▶ [Exercise requirements] In how many lines of the data does the word "this" appear? Give the number by itself.

▶ [Records for the exercise]
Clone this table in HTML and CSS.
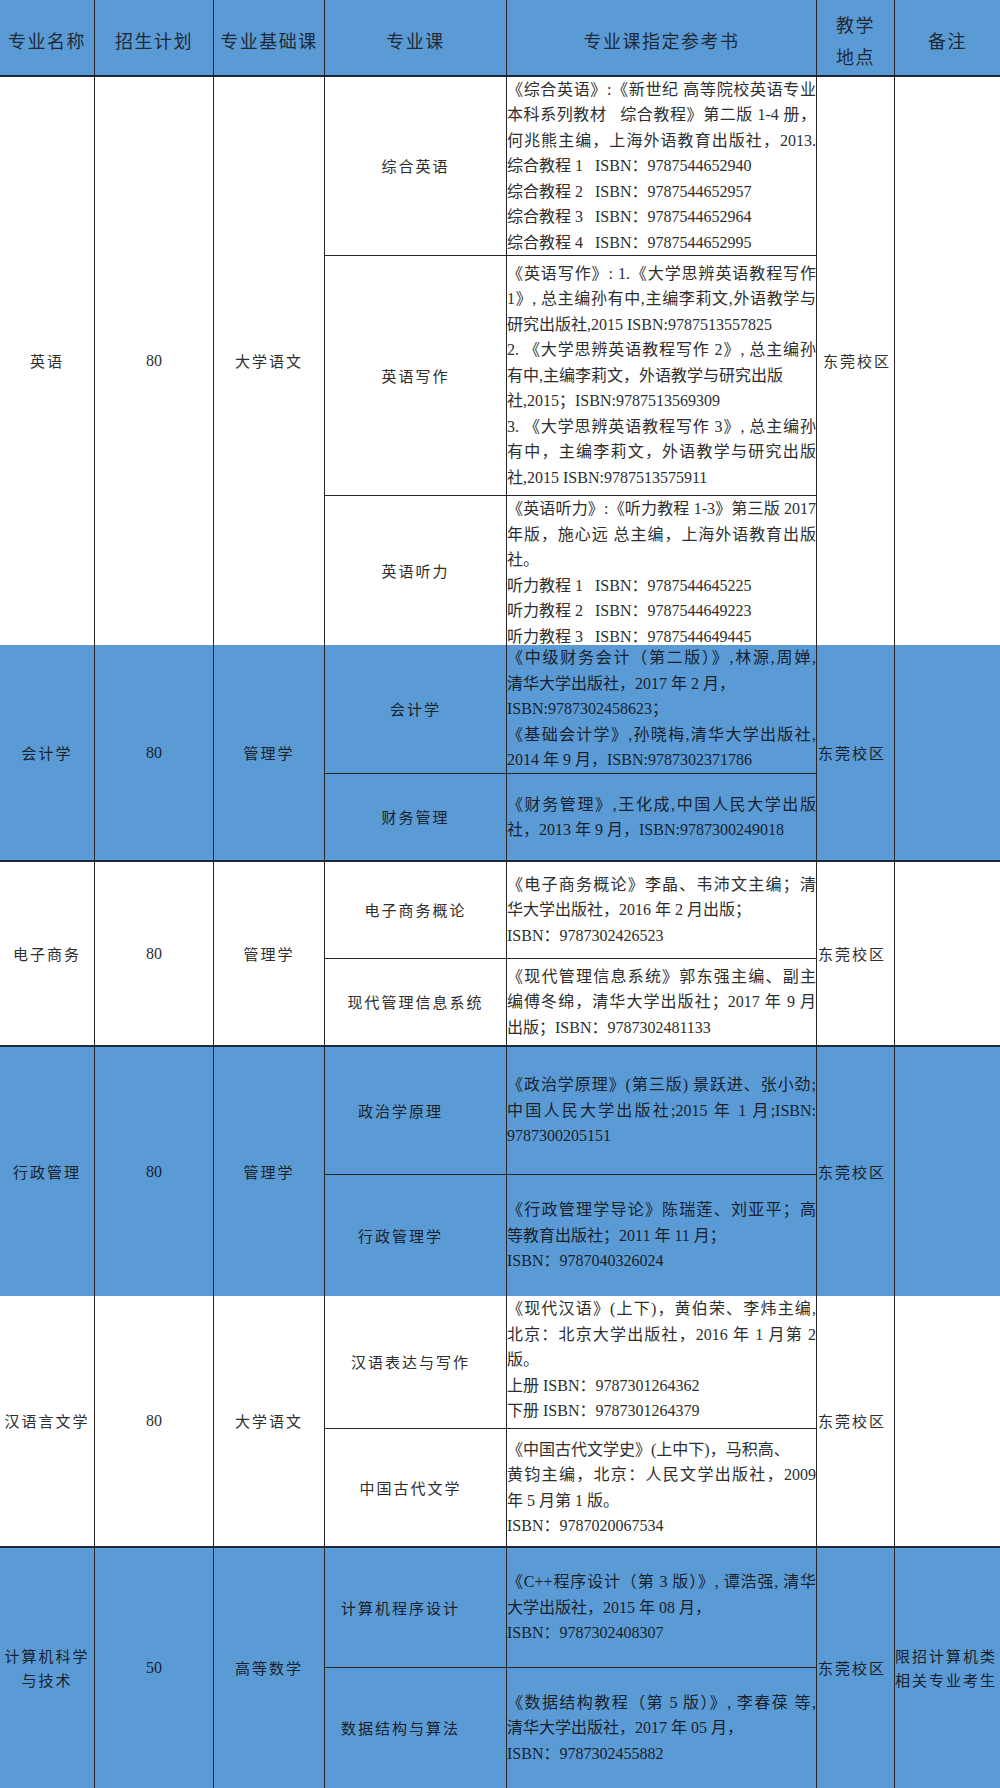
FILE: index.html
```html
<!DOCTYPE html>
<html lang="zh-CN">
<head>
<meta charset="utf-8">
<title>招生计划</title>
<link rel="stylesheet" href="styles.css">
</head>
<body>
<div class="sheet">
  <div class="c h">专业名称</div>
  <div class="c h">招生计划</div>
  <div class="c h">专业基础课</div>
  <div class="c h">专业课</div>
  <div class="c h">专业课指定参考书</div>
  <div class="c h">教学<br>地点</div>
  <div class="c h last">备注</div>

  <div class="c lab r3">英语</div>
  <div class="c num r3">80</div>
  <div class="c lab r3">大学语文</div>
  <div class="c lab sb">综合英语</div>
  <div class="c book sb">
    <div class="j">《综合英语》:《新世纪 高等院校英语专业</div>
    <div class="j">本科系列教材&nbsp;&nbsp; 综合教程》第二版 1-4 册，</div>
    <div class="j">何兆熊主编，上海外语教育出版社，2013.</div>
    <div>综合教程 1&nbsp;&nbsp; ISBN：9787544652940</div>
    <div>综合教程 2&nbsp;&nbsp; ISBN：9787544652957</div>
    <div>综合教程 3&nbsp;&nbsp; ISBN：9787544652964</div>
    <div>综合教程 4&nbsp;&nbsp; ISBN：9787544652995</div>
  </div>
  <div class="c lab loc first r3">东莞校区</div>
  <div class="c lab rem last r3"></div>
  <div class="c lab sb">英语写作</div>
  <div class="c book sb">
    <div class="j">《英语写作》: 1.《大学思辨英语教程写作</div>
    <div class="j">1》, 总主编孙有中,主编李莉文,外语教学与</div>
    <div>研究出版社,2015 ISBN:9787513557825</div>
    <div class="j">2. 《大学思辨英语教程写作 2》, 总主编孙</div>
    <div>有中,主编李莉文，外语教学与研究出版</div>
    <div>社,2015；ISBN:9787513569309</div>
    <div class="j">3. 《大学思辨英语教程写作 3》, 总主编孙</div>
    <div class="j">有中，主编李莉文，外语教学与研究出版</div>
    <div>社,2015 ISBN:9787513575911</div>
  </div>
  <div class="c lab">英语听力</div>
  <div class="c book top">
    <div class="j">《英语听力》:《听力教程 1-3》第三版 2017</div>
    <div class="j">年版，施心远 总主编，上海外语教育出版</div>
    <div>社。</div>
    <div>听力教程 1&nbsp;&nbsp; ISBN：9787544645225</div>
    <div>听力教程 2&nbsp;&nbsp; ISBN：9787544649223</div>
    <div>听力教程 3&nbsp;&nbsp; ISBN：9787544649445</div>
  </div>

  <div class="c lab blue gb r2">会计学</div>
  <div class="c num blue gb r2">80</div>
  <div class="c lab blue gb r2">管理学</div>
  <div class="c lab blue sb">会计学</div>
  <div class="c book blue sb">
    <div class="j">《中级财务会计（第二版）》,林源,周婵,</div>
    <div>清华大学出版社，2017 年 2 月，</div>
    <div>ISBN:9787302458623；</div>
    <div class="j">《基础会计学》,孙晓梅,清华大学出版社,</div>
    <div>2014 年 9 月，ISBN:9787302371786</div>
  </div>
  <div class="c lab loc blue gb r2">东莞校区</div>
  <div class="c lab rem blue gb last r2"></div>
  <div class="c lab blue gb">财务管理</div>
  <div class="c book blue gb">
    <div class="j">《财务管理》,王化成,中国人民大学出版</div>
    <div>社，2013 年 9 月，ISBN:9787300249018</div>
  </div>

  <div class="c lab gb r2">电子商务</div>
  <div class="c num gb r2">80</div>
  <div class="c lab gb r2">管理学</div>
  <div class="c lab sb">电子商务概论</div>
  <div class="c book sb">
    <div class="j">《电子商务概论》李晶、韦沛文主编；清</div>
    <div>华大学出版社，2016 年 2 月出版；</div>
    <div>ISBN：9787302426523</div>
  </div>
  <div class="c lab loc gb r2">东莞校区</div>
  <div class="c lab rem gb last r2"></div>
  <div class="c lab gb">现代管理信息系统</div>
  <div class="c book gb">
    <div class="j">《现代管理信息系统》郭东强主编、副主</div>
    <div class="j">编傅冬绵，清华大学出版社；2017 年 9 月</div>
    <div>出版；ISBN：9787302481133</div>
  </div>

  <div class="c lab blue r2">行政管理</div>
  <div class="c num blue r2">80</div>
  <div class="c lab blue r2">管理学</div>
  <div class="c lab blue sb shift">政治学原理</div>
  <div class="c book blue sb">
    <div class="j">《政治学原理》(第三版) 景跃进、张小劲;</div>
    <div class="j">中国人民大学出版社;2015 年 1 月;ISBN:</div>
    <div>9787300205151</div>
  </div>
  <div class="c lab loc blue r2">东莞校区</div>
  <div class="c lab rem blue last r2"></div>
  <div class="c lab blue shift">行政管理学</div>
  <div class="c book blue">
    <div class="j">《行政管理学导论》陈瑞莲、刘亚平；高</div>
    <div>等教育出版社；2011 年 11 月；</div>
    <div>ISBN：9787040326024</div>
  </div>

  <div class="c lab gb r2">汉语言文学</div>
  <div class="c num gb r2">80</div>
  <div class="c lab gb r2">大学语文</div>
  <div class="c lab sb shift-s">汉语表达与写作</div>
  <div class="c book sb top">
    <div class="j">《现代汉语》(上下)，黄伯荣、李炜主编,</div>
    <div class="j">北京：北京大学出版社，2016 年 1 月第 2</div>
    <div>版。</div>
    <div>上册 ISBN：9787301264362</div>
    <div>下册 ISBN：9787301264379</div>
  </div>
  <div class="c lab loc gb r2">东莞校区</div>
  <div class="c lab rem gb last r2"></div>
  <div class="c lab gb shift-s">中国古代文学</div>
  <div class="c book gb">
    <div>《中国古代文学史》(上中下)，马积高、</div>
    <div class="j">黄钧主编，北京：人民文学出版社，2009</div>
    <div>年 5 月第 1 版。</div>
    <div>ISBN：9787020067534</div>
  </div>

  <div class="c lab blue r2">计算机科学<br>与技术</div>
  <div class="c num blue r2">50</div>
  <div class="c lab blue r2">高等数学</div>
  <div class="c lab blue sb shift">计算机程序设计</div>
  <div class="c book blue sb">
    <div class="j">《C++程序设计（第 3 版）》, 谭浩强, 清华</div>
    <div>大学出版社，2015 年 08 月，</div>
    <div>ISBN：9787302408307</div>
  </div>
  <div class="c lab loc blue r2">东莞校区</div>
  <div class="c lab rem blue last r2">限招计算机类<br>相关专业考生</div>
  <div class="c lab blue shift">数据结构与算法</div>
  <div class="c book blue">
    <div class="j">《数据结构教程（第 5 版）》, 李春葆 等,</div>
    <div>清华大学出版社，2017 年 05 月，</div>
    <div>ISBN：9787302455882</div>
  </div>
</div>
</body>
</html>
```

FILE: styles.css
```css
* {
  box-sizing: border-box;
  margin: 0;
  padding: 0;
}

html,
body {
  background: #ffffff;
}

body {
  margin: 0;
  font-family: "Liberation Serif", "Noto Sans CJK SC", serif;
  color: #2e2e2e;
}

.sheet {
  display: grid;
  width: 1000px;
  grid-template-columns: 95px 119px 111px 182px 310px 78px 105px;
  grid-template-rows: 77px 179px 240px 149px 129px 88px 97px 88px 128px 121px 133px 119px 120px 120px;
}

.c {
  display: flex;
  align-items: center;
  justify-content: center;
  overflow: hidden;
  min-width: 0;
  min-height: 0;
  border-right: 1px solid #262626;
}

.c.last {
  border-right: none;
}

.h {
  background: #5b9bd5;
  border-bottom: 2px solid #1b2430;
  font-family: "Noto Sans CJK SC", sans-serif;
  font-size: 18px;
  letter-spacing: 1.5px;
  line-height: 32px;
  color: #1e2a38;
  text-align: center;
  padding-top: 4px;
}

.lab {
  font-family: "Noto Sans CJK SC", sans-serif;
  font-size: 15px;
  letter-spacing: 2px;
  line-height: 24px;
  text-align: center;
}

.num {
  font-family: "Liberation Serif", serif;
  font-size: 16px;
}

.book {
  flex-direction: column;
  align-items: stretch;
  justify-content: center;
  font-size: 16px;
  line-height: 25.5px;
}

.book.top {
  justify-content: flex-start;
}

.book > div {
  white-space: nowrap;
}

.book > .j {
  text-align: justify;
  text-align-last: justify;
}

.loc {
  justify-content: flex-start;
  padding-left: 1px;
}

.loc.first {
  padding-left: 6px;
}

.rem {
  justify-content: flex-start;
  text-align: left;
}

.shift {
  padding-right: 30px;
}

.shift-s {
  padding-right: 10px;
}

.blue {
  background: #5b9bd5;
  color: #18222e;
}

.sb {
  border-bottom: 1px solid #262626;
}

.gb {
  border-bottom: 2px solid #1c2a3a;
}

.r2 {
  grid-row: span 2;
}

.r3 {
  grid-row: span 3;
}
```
* * *
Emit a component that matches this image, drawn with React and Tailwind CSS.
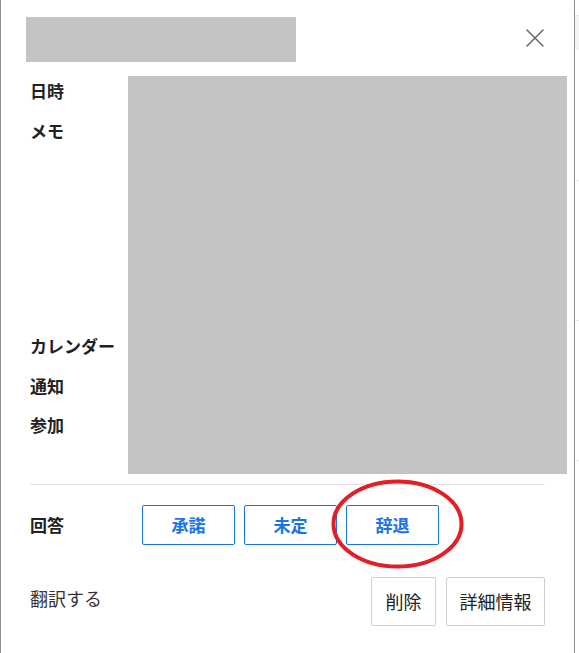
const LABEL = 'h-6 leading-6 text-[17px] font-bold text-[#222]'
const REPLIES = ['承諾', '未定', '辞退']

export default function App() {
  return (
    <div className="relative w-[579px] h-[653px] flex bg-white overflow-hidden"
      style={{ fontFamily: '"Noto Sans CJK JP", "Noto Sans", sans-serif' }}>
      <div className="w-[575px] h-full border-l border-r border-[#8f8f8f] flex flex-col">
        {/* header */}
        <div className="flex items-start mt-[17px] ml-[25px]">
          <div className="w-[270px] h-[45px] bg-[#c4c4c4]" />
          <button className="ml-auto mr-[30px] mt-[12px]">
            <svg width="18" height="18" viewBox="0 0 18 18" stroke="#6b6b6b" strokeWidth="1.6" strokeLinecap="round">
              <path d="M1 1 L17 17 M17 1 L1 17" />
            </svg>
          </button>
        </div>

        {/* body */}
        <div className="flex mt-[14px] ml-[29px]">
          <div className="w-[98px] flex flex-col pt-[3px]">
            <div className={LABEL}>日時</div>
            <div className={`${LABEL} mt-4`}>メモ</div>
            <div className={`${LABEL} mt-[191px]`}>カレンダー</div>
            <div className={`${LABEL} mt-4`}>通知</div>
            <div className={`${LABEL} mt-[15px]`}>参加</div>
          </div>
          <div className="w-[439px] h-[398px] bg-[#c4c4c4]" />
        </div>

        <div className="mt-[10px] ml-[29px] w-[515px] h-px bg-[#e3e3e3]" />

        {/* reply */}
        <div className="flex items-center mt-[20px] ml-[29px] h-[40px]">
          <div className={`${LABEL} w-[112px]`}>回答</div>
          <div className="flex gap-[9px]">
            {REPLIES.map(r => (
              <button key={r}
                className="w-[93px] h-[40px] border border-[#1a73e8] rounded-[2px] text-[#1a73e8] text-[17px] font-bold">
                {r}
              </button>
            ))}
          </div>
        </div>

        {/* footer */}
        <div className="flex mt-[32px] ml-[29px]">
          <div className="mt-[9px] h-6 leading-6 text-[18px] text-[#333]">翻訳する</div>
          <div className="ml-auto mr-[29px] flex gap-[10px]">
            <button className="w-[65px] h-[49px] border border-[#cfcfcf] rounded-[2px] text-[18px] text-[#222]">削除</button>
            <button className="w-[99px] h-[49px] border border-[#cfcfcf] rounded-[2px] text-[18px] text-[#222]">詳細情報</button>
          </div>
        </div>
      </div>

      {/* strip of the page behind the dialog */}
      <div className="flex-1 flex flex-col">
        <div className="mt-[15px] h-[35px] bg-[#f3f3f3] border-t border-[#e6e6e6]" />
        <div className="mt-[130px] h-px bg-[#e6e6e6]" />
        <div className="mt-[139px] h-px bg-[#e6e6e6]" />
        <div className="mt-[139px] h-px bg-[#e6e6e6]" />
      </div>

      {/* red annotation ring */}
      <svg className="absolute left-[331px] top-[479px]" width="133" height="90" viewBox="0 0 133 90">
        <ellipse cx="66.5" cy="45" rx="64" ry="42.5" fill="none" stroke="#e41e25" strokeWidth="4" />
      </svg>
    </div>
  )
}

▶ [Reply to the task] 2